* Task requirements
Take each line containing "React" and report it exactly as written.

* Given material

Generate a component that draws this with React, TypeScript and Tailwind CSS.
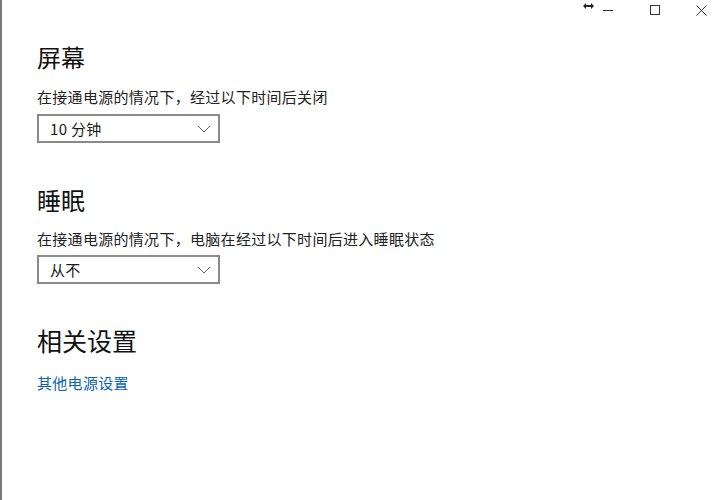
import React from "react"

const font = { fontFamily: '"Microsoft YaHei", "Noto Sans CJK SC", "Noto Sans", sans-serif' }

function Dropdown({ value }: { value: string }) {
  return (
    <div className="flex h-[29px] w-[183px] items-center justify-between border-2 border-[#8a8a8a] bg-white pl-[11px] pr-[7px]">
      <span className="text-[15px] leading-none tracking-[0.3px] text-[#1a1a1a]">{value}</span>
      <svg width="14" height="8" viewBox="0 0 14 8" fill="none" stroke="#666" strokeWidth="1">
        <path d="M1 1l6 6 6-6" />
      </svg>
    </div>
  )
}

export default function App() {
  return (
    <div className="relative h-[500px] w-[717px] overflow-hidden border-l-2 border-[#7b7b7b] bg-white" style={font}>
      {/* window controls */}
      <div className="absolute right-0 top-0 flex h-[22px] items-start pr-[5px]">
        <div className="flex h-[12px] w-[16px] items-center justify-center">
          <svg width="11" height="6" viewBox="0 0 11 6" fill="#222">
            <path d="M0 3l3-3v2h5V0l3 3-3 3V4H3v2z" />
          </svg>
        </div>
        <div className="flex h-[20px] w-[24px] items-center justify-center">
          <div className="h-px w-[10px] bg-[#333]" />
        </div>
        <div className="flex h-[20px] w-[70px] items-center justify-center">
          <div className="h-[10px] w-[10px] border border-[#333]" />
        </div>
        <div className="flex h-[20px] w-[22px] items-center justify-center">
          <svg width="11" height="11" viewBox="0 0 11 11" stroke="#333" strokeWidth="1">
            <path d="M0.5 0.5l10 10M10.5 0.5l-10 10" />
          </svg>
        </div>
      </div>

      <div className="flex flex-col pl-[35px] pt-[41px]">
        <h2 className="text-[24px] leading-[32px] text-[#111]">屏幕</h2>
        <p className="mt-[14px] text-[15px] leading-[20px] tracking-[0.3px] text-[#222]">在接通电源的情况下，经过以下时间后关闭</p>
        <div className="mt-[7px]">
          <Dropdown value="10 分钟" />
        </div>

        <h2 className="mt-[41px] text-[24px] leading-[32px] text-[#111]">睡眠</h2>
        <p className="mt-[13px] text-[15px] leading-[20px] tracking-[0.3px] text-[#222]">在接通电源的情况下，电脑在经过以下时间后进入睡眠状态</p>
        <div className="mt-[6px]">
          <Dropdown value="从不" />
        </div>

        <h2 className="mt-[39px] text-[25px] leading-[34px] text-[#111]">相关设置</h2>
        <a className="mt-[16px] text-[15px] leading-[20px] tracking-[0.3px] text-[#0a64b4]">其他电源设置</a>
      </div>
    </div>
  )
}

* Completed exercise
Generate a component that draws this with React, TypeScript and Tailwind CSS.
import React from "react"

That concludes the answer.